CCHD is the grant-making arm of USCCB, which acts on behalf of the nation’s Roman Catholic bishops, a group widely assumed to be conservative defenders of traditional morality. However, CCHD and ACORN share a left-wing ideology that puts a premium on aggressive community organizing.

It is an error to think of CCHD as an ordinary charity. In fact, it is an extreme left-wing political organization whose ties stretch back to the “father” of community organizing himself, Saul Alinsky, and to Barack Obama in his community-organizing days in Chicago.

And unbeknownst to most Catholics, almost no CCHD grants actually provide direct relief to the poor.

CCHD cut off ACORN after channeling $7.3 million of parishioners’ money to the group over the last decade. Bishops came under intense pressure from conservative Catholics outraged by reports of gross legal and ethical improprieties involving ACORN.

Since its creation in 1969, CCHD has given more than $280 million to fund what it calls over “7,800 low-income-led, community-based projects that strengthen families, create jobs, build affordable housing, fight crime, and improve schools and neighborhoods.”

CCHD says it educates Catholics “about the causes of poverty and seeks to build solidarity between impoverished and affluent persons.”

It aims to support “organized groups of white and minority poor to develop economic strength and political power.”

On Nov. 11, 2008, Bishop Roger Morin, chairman of the Bishops’ subcommittee on CCHD, announced that ACORN was permanently cut off as a grant recipient.
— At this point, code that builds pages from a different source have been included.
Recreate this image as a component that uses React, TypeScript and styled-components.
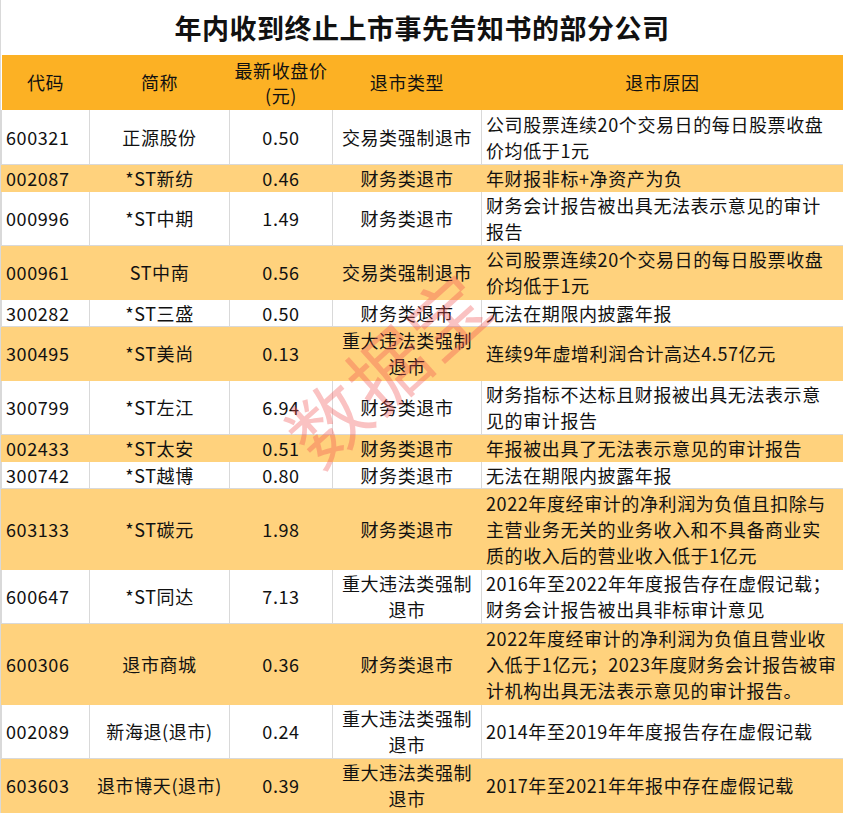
import React from 'react';
import styled, { createGlobalStyle } from 'styled-components';

const Global = createGlobalStyle`
  body { margin: 0; background: #fff; font-family: "Noto Sans CJK SC", "Noto Sans", sans-serif; }
`;

const Wrap = styled.div`
  position: relative;
  width: 843px;
  height: 813px;
  overflow: hidden;
  border-left: 1px solid #d9d9d9;
  box-sizing: border-box;
`;

const Title = styled.div`
  height: 55px;
  display: flex;
  align-items: center;
  justify-content: center;
  font-size: 27px;
  font-weight: 700;
  color: #111;
  letter-spacing: 0.5px;
`;

const Table = styled.table`
  border-collapse: collapse;
  table-layout: fixed;
  width: 843px;
  font-size: 18px;
  letter-spacing: 0.6px;
  color: #111;
  line-height: 26px;
`;

const Th = styled.th`
  background: #fcb124;
  font-weight: 400;
  height: 55px;
  padding: 0;
  line-height: 25px;
`;

const Row = styled.tr<{ $alt: boolean; $lines: number }>`
  height: ${p => p.$lines * 27}px;
  background: ${p => (p.$alt ? '#ffd27d' : '#fff')};
`;

const Td = styled.td<{ $align?: string }>`
  border: 1px solid #d9d9d9;
  border-top: none;
  padding: 0 4px;
  text-align: ${p => p.$align || 'center'};
  vertical-align: middle;
  ${Row}:nth-child(even) & { border-color: #ffd27d; }
`;

const Mark = styled.div`
  position: absolute;
  left: 265px;
  top: 310px;
  font-size: 78px;
  color: rgba(240, 80, 80, 0.35);
  transform: rotate(-42deg);
  letter-spacing: 2px;
  pointer-events: none;
`;

const rows: [string, string, string, string, string, number][] = [
  ['600321', '正源股份', '0.50', '交易类强制退市', '公司股票连续20个交易日的每日股票收盘价均低于1元', 2],
  ['002087', '*ST新纺', '0.46', '财务类退市', '年财报非标+净资产为负', 1],
  ['000996', '*ST中期', '1.49', '财务类退市', '财务会计报告被出具无法表示意见的审计报告', 2],
  ['000961', 'ST中南', '0.56', '交易类强制退市', '公司股票连续20个交易日的每日股票收盘价均低于1元', 2],
  ['300282', '*ST三盛', '0.50', '财务类退市', '无法在期限内披露年报', 1],
  ['300495', '*ST美尚', '0.13', '重大违法类强制退市', '连续9年虚增利润合计高达4.57亿元', 2],
  ['300799', '*ST左江', '6.94', '财务类退市', '财务指标不达标且财报被出具无法表示意见的审计报告', 2],
  ['002433', '*ST太安', '0.51', '财务类退市', '年报被出具了无法表示意见的审计报告', 1],
  ['300742', '*ST越博', '0.80', '财务类退市', '无法在期限内披露年报', 1],
  ['603133', '*ST碳元', '1.98', '财务类退市', '2022年度经审计的净利润为负值且扣除与主营业务无关的业务收入和不具备商业实质的收入后的营业收入低于1亿元', 3],
  ['600647', '*ST同达', '7.13', '重大违法类强制退市', '2016年至2022年年度报告存在虚假记载；财务会计报告被出具非标审计意见', 2],
  ['600306', '退市商城', '0.36', '财务类退市', '2022年度经审计的净利润为负值且营业收入低于1亿元；2023年度财务会计报告被审计机构出具无法表示意见的审计报告。', 3],
  ['002089', '新海退(退市)', '0.24', '重大违法类强制退市', '2014年至2019年年度报告存在虚假记载', 2],
  ['603603', '退市博天(退市)', '0.39', '重大违法类强制退市', '2017年至2021年年报中存在虚假记载', 2],
];

export default function App() {
  return (
    <Wrap>
      <Global />
      <Title>年内收到终止上市事先告知书的部分公司</Title>
      <Table>
        <colgroup>
          <col style={{ width: 88 }} />
          <col style={{ width: 140 }} />
          <col style={{ width: 103 }} />
          <col style={{ width: 149 }} />
          <col />
        </colgroup>
        <thead>
          <tr>
            <Th>代码</Th>
            <Th>简称</Th>
            <Th>最新收盘价<br />(元)</Th>
            <Th>退市类型</Th>
            <Th>退市原因</Th>
          </tr>
        </thead>
        <tbody>
          {rows.map((r, i) => (
            <Row key={r[0]} $alt={i % 2 === 1} $lines={r[5]}>
              <Td $align="left">{r[0]}</Td>
              <Td>{r[1]}</Td>
              <Td>{r[2]}</Td>
              <Td>{r[3]}</Td>
              <Td $align="left">{r[4]}</Td>
            </Row>
          ))}
        </tbody>
      </Table>
      <Mark>数据宝</Mark>
    </Wrap>
  );
}
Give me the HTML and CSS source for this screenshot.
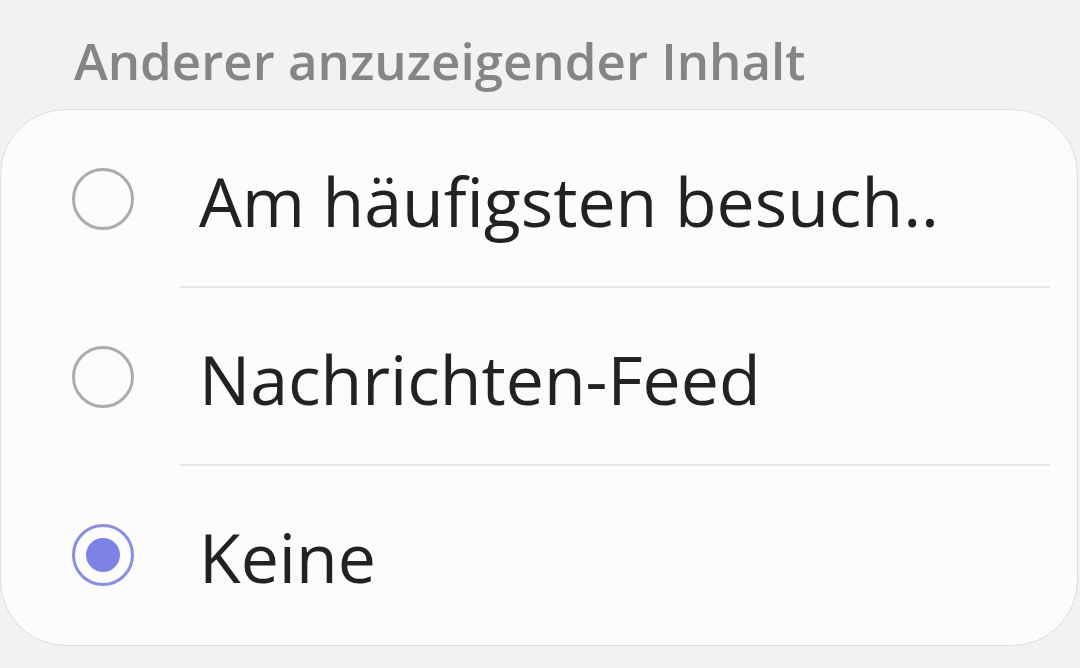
FILE: index.html
```html
<!DOCTYPE html>
<html>
<head>
  <meta charset="utf-8">
  <meta name="viewport" content="width=device-width, initial-scale=1">
  <title>Anderer anzuzeigender Inhalt</title>
  <link rel="stylesheet" href="styles.css">
</head>
<body>
  <h2 class="section-title">Anderer anzuzeigender Inhalt</h2>

  <form class="card">
    <label class="option">
      <input type="radio" name="content" value="frequent">
      <span class="radio"></span>
      <span class="option-text">Am häufigsten besuch..</span>
    </label>
    <label class="option">
      <input type="radio" name="content" value="feed">
      <span class="radio"></span>
      <span class="option-text">Nachrichten-Feed</span>
    </label>
    <label class="option">
      <input type="radio" name="content" value="none" checked>
      <span class="radio"></span>
      <span class="option-text">Keine</span>
    </label>
  </form>
</body>
</html>
```

FILE: styles.css
```css
* {
  margin: 0;
  padding: 0;
  box-sizing: border-box;
}

body {
  background-color: #f2f2f2;
  font-family: "Open Sans", "Noto Sans", sans-serif;
  width: 1080px;
  height: 668px;
  overflow: hidden;
}

.section-title {
  color: #858585;
  font-size: 51px;
  font-weight: 600;
  padding: 26px 0 0 74px;
  height: 109px;
  line-height: 68px;
}

.card {
  background-color: #fcfcfc;
  border: 1.5px solid #dedede;
  border-radius: 66px;
  margin: 0 2px 0 0;
  height: 537px;
  display: flex;
  flex-direction: column;
}

.option {
  display: flex;
  align-items: center;
  height: 178px;
  padding-left: 71px;
  position: relative;
}

.option + .option::before {
  content: "";
  position: absolute;
  top: -2px;
  left: 179px;
  right: 27px;
  height: 2px;
  background-color: #e4e4e4;
}

.option input {
  display: none;
}

.radio {
  width: 62px;
  height: 62px;
  border: 3px solid #acacac;
  border-radius: 50%;
  display: flex;
  align-items: center;
  justify-content: center;
  flex-shrink: 0;
}

.option input:checked + .radio {
  border-color: #8a8ee0;
}

.option input:checked + .radio::after {
  content: "";
  width: 34px;
  height: 34px;
  border-radius: 50%;
  background-color: #7c82e6;
}

.option-text {
  color: #222;
  font-size: 68px;
  margin-left: 65px;
  margin-top: 2px;
}
```
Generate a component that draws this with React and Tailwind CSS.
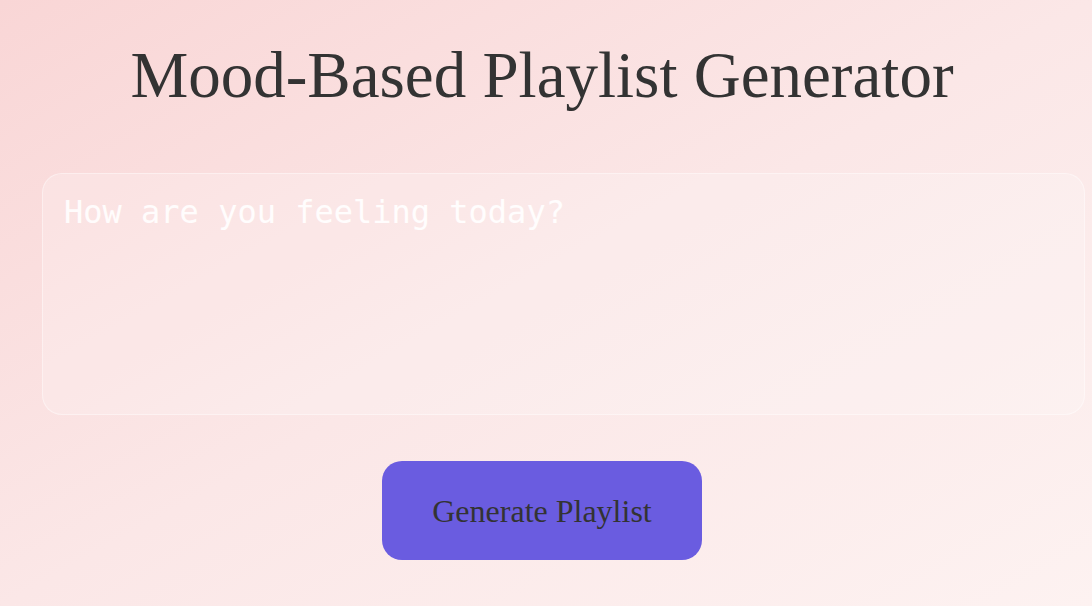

The five month-old suspension of funding was made permanent “because of serious concerns about financial accountability, organizational performance and political partisanship.”

The “major case of embezzlement eight years ago that was covered up by ACORN staff leadership” was the tipping point, and Bishop Morin noted that CCHD and the Bishops Conference had hired forensic accountants “to help determine if any CCHD money was taken or misused.”

It is unclear if that forensic audit has been completed. Ralph McCloud, director of CCHD, said the groups “that will benefit from this year’s collection have yet to be determined.” The decision will be made in June next year, he said. At press time, McCloud had not responded to a request for an update on the status of the audit.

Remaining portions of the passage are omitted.